Une Pensée Nomade : Ses Tentacules à Travers les Disciplines
La TCR n’est pas une tour d’ivoire. Ses idées ont essaimé des champs aussi divers que le droit, où elle débusque les biais cachés des textes, l’éducation, où elle appelle à des pédagogies de l’émancipation, et la sociologie, où elle déchiffre les dynamiques de pouvoir à l’œuvre dans nos interactions.
Les Échos de la Discorde : Quand la Critique Déchaîne les Passions
Bien sûr, une pensée aussi dérangeante ne peut qu’engendrer la controverse. On lui reproche un manque d’ancrage empirique, une trop grande foi dans la construction sociale, voire une menace à l’ordre établi. Pourtant, pour ses défenseurs, elle demeure un phare essentiel pour naviguer dans les eaux troubles du racisme systémique et pour imaginer des rivages d’une justice véritable.
La Question Française : Un Dialogue en Devenir
Qu’en est-il sous nos cieux, où l’universalisme républicain érige un rempart contre la reconnaissance des identités raciales ? La TCR, avec son insistance sur la réalité vécue de la race, entre en dialogue parfois heurté avec cette tradition. Pourtant, certains y voient une clé pour déverrouiller les silences et révéler comment, derrière une façade d’égalité abstraite, les inégalités persistent.
En guise de conclusion : Un Regard Nécessaire
La Théorie Critique de la Race n’est pas une doctrine figée, mais une invitation à une vigilance constante, à une remise en question des évidences. Elle nous rappelle que pour bâtir un avenir plus juste, il est impératif de comprendre les fondations inégales sur lesquelles repose encore trop souvent notre présent. C’est une boussole pour naviguer dans le labyrinthe complexe de la race et du pouvoir, une invitation à écouter les murmures de l’histoire et à oser imaginer un monde où la couleur de la peau ne soit plus une source d’injustice.
Gérard DORWLING-CARTER
Un commentaire
Si cet article a le mérite d’exister et les idées pour juguler les injustices causées par :
le racisme, le fanatisme , l’excès de pouvoir, nous permet de réfléchir, peut-on se satisfaire
sans avoir la moindre chance de les voir appliquer ?

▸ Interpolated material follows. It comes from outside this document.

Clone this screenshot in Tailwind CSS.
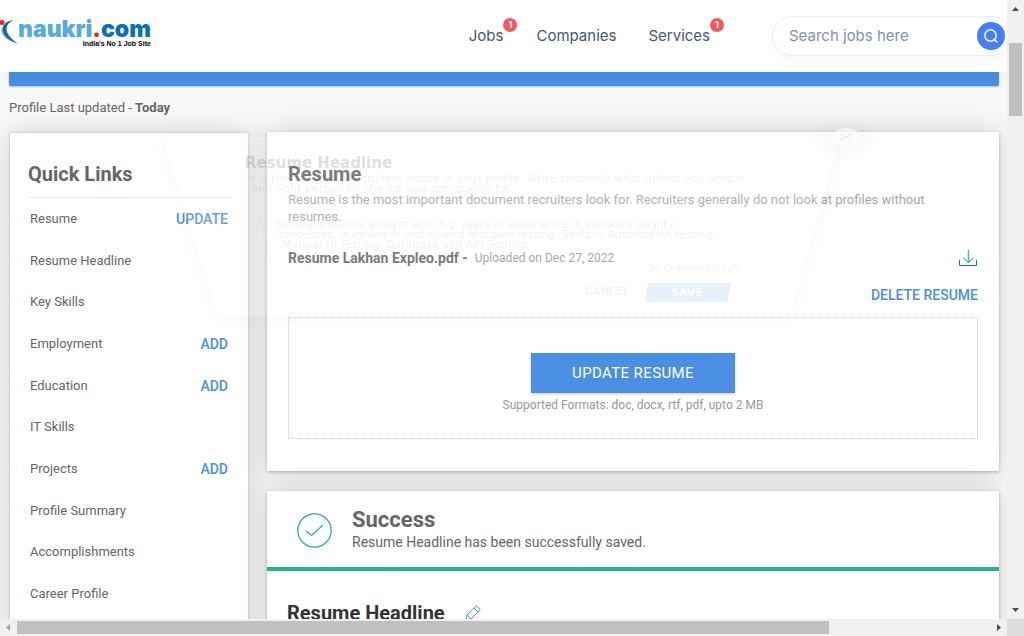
<!DOCTYPE html>
<html lang="en">
<head>
<meta charset="utf-8">
<meta name="viewport" content="width=device-width, initial-scale=1">
<title>Profile | Naukri.com</title>
<script src="https://cdn.jsdelivr.net/npm/@tailwindcss/browser@4"></script>
</head>
<body class="h-screen overflow-hidden bg-[#f8f8f8] font-['Roboto',sans-serif] text-[13px] text-[#666]">
<div class="grid h-screen grid-cols-[minmax(0,1fr)_17px] grid-rows-[minmax(0,1fr)_17px]">

  <div class="relative flex min-w-0 flex-col overflow-hidden">
    <header class="relative z-10 flex h-[72px] shrink-0 items-center bg-white shadow-[0_6px_12px_rgba(30,10,58,0.04)]">
      <a href="#" class="flex h-[72px] items-start pt-[19px]" aria-label="naukri.com home">
        <svg class="h-[27px] w-[18px] shrink-0" viewBox="0 0 18 27" aria-hidden="true">
          <path d="M14 1C6 2 1.500 6 2.500 12C4 18 10 22 18 25C12 20 7 16 6.500 11C6.200 6 9 3 14 1Z" fill="#1467b3"/>
          <path d="M1.500 9C1 15 5 20 12 22.500C6 19 3 15 2.500 9Z" fill="#58a9dc"/>
          <circle cx="2" cy="3.500" r="2.500" fill="#e8222c"/>
        </svg>
        <span class="flex flex-col">
          <span class="font-['Inter',sans-serif] text-[23px] leading-[21px] font-black text-[#58aadf]">naukri<span class="text-[#ee1c25]">.</span><span class="text-[#0a70bd]">com</span></span>
          <span class="text-right font-['Liberation_Sans',sans-serif] text-[7px] leading-[8px] font-bold text-black">India's No 1 Job Site</span>
        </span>
      </a>
      <nav class="ml-auto flex shrink-0 gap-[32px] font-['Inter',sans-serif] text-[15px] leading-5 text-[#475578]">
        <a href="#" class="relative mr-px">Jobs<span class="absolute -top-2 left-full flex size-[14px] items-center justify-center rounded-full bg-[#f05a5e] text-[9px] font-bold text-white">1</span></a>
        <a href="#">Companies</a>
        <a href="#" class="relative">Services<span class="absolute -top-2 left-full flex size-[14px] items-center justify-center rounded-full bg-[#f05a5e] text-[9px] font-bold text-white">1</span></a>
      </nav>
      <form class="-mr-[4px] ml-[62px] flex h-[40px] w-[239px] shrink-0 items-center rounded-full border border-[#e7edf5] bg-white pr-[5px] pl-4 shadow-[0_6px_12px_rgba(30,10,138,0.03)]">
        <input type="text" aria-label="Search jobs" placeholder="Search jobs here" class="min-w-0 flex-1 font-['Inter',sans-serif] text-[15px] text-[#475578] outline-none placeholder:text-[#8292b4]">
        <button type="button" aria-label="Search" class="flex size-[28px] items-center justify-center rounded-full bg-[#457eff]">
          <svg class="size-[16px]" viewBox="0 0 16 16" fill="none" stroke="#fff" stroke-width="1.500" stroke-linecap="round" aria-hidden="true"><circle cx="7.500" cy="7.500" r="5.700"/><path d="M11 11.500L14 14"/></svg>
        </button>
      </form>
    </header>

    <main class="relative flex min-h-0 flex-1 flex-col pr-2 pl-[9px]">
      <div class="h-[14px] shrink-0 rounded-b-[2px] bg-[#4a90e2] shadow-[0_1px_2px_rgba(0,0,0,0.25)]"></div>
      <p class="mt-3 mb-[14px] leading-5">Profile Last updated - <b class="font-bold">Today</b></p>

      <div class="flex shrink-0 items-stretch gap-[19px] pl-px">
        <aside class="mt-px w-[238px] shrink-0 rounded-[2px] bg-white px-[18px] pt-[27px] shadow-[0_0_28px_rgba(0,0,0,0.16),0_0_3px_rgba(0,0,0,0.2)]">
          <h2 class="text-[20px] leading-7 font-bold">Quick Links</h2>
          <ul class="mt-[9px] grid h-[418px] auto-rows-fr border-t border-[#e9e9e9] px-[2px] leading-5">
            <li class="flex items-center justify-between"><a href="#">Resume</a><a href="#" class="text-[14px] font-medium text-[#4a90e2]">UPDATE</a></li>
            <li class="flex items-center justify-between"><a href="#">Resume Headline</a></li>
            <li class="flex items-center justify-between"><a href="#">Key Skills</a></li>
            <li class="flex items-center justify-between"><a href="#">Employment</a><a href="#" class="text-[14px] font-medium text-[#4a90e2]">ADD</a></li>
            <li class="flex items-center justify-between"><a href="#">Education</a><a href="#" class="text-[14px] font-medium text-[#4a90e2]">ADD</a></li>
            <li class="flex items-center justify-between"><a href="#">IT Skills</a></li>
            <li class="flex items-center justify-between"><a href="#">Projects</a><a href="#" class="text-[14px] font-medium text-[#4a90e2]">ADD</a></li>
            <li class="flex items-center justify-between"><a href="#">Profile Summary</a></li>
            <li class="flex items-center justify-between"><a href="#">Accomplishments</a></li>
            <li class="flex items-center justify-between"><a href="#">Career Profile</a></li>
          </ul>
        </aside>

        <div class="flex min-w-0 flex-1 flex-col gap-5">
          <section class="bg-white px-[21px] pt-7 pb-8 shadow-[0_0_28px_rgba(0,0,0,0.16),0_1px_3px_rgba(0,0,0,0.25)]">
            <h2 class="text-[20px] leading-7 font-bold">Resume</h2>
            <p class="mt-[3px] text-[13px] leading-[17px] text-[#a6a6a6]">Resume is the most important document recruiters look for. Recruiters generally do not look at profiles without resumes.</p>
            <div class="mt-[23px] flex items-center justify-between leading-5">
              <p class="flex items-center gap-[7px]"><b class="text-[14px] font-bold">Resume Lakhan Expleo.pdf -</b><span class="text-[12px] text-[#999]">Uploaded on Dec 27, 2022</span></p>
              <button type="button" aria-label="Download resume">
                <svg class="h-[18px] w-[20px]" viewBox="0 0 20 18" fill="none" aria-hidden="true"><path d="M10.500 1V13" stroke="#52a9e2" stroke-width="1.500"/><path d="M5.500 9L10.500 13.500L15.500 9M1.500 11V16.500H18.500V11" stroke="#1274ba"/></svg>
              </button>
            </div>
            <div class="mt-[17px] flex justify-end"><a href="#" class="text-[14px] leading-5 font-medium text-[#4a90e2]">DELETE RESUME</a></div>
            <div class="mt-[12px] flex flex-col items-center border border-dotted border-[#d2d2d2] pt-[35px] pb-[23px]">
              <button type="button" class="h-[40px] w-[204px] bg-[#4a90e2] text-[15px] font-normal tracking-wide text-white shadow-[0_1px_3px_rgba(0,0,0,0.2)]">UPDATE RESUME</button>
              <p class="mt-[2px] text-[12px] leading-5 text-[#999]">Supported Formats: doc, docx, rtf, pdf, upto 2 MB</p>
            </div>
          </section>

          <section class="bg-white pb-8 shadow-[0_0_28px_rgba(0,0,0,0.16),0_1px_3px_rgba(0,0,0,0.25)]">
            <div class="flex h-[80px] items-center gap-5 border-b-4 border-[#2dae93] pt-[2px] pl-[30px]" role="status">
              <svg class="size-[35px]" viewBox="0 0 35 35" fill="none" stroke="#2dae93" aria-hidden="true"><circle cx="17.500" cy="17.500" r="16.700" stroke-width="1.300"/><path d="M9 18L14.500 22.500L26 12" stroke-width="1.200"/></svg>
              <div>
                <h3 class="text-[22px] leading-6 font-bold">Success</h3>
                <p class="text-[14px] leading-5">Resume Headline has been successfully saved.</p>
              </div>
            </div>
            <div class="mt-7 flex items-center gap-5 pl-5">
              <h2 class="text-[20px] leading-7 font-bold text-[#333]">Resume Headline</h2>
              <button type="button" aria-label="Edit resume headline">
                <svg class="size-[16px]" viewBox="0 0 16 16" fill="none" stroke="#4a90e2" aria-hidden="true"><path d="M1 15L2 10L11 1.200Q11.500 .800 12 1.200L14.800 4Q15.200 4.500 14.800 5L6 14ZM9 3L13 7M2 10L6 14"/></svg>
              </button>
            </div>
          </section>
        </div>
      </div>
    </main>

    <!-- Headline editor, fading out as it tips away -->
    <div class="pointer-events-none absolute top-[120px] left-[140px] z-20 h-[215px] w-[740px] font-['DejaVu_Sans',sans-serif] text-[11px] leading-[10px] text-[#555]/10" aria-hidden="true">
      <svg class="absolute inset-0 size-full" viewBox="0 0 740 215" fill="none">
        <defs>
          <filter id="soft" x="-10%" y="-20%" width="120%" height="140%"><feGaussianBlur stdDeviation="8"/></filter>
          <filter id="softer" x="-100%" y="-150%" width="300%" height="400%"><feGaussianBlur stdDeviation="8"/></filter>
          <mask id="outside"><path d="M0 0H740V215H0Z" fill="#fff"/><path d="M22 17H700L650 197H78Z" fill="#000"/></mask>
        </defs>
        <g mask="url(#outside)"><path d="M22 17H700L650 197H78Z" fill="#000" opacity=".035" filter="url(#soft)"/></g>
        <path d="M22 17H700L650 197H78Z" fill="#fff" opacity=".15"/>
        <path d="M119 92L130 142H606L618 92" stroke="#000" stroke-opacity=".02"/>
        <ellipse cx="706" cy="17" rx="24" ry="15" fill="#000" opacity=".03" filter="url(#softer)"/>
        <ellipse cx="706" cy="17" rx="15" ry="9" fill="#fff" opacity=".6"/>
        <path d="M700 14L712 20M712 14L700 20" stroke="#000" stroke-opacity=".08"/>
        <path d="M508 163H591L587 182H505Z" fill="#e8f0fc"/>
      </svg>
      <h2 class="absolute top-[35px] left-[105px] text-[15px] leading-4 font-bold whitespace-nowrap text-[#555]/20">Resume Headline</h2>
      <p class="absolute top-[54px] left-[108px] whitespace-nowrap">It is the first thing recruiters notice in your profile. Write concisely what makes you unique<br>&nbsp;and right person for the job you are looking for.</p>
      <p class="absolute top-[100px] left-[135px] whitespace-nowrap">Software quality analyst with 3.2 years of experience in software quality<br>&nbsp;processes, involved in end-to-end features testing. Skills in Automation testing,<br>&nbsp;&nbsp;Manual UI Testing, Database and API Testing.</p>
      <p class="absolute top-[143px] left-[509px] text-[9px] whitespace-nowrap">50 Character(s) Left</p>
      <span class="absolute top-[167px] left-[445px] text-[#4a90e2]/15">CANCEL</span>
      <span class="absolute top-[168px] left-[531px] font-bold text-white">SAVE</span>
    </div>
  </div>

  <div class="flex flex-col items-center justify-between bg-[#f0f0f0] py-[6px]" aria-hidden="true">
    <svg class="h-[5px] w-[7px]" viewBox="0 0 7 5"><path d="M0 5L3.500 1L7 5Z" fill="#4d4d4d"/></svg>
    <div class="mt-[32px] h-[73px] w-[13px] bg-[#c0c0c0]"></div>
    <svg class="mt-auto h-[5px] w-[7px]" viewBox="0 0 7 5"><path d="M0 0L3.500 4L7 0Z" fill="#4d4d4d"/></svg>
  </div>
  <div class="flex items-center bg-[#f0f0f0] px-[6px]" aria-hidden="true">
    <svg class="h-[7px] w-[4px]" viewBox="0 0 4 7"><path d="M4 0L0 3.500L4 7Z" fill="#a3a3a3"/></svg>
    <div class="ml-[7px] h-[13px] w-[calc(82%-4px)] bg-[#c0c0c0]"></div>
    <svg class="ml-auto h-[7px] w-[4px]" viewBox="0 0 4 7"><path d="M0 0L4 3.500L0 7Z" fill="#4d4d4d"/></svg>
  </div>
  <div class="bg-[#dcdcdc]" aria-hidden="true"></div>
</div>
</body>
</html>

Le problème si récurrent décourage les plus téméraires ? Pourtant, des solutions existent mais les autorités, attacheront – ils de l’importance ? D’autant plus que d’autres problèmes, plus abordables et plus flagrantes restent aux yeux du peuple la raison de la montée des injustices ?
Oui, des solutions peuvent être apportées. Malheureusement, ceux qui peuvent et doivent les prendre en compte n’y sont pas prêts ? Si le vocabulaire que propose la TCR pour déchiffrer les solutions me paraît pertinent mais , qui voudra vouloir comprendre les fondations inégales qui permettent à beaucoup de gens d’exister et d’asseoir leur pouvoir et leur puissance sur le dos des plus faibles ? …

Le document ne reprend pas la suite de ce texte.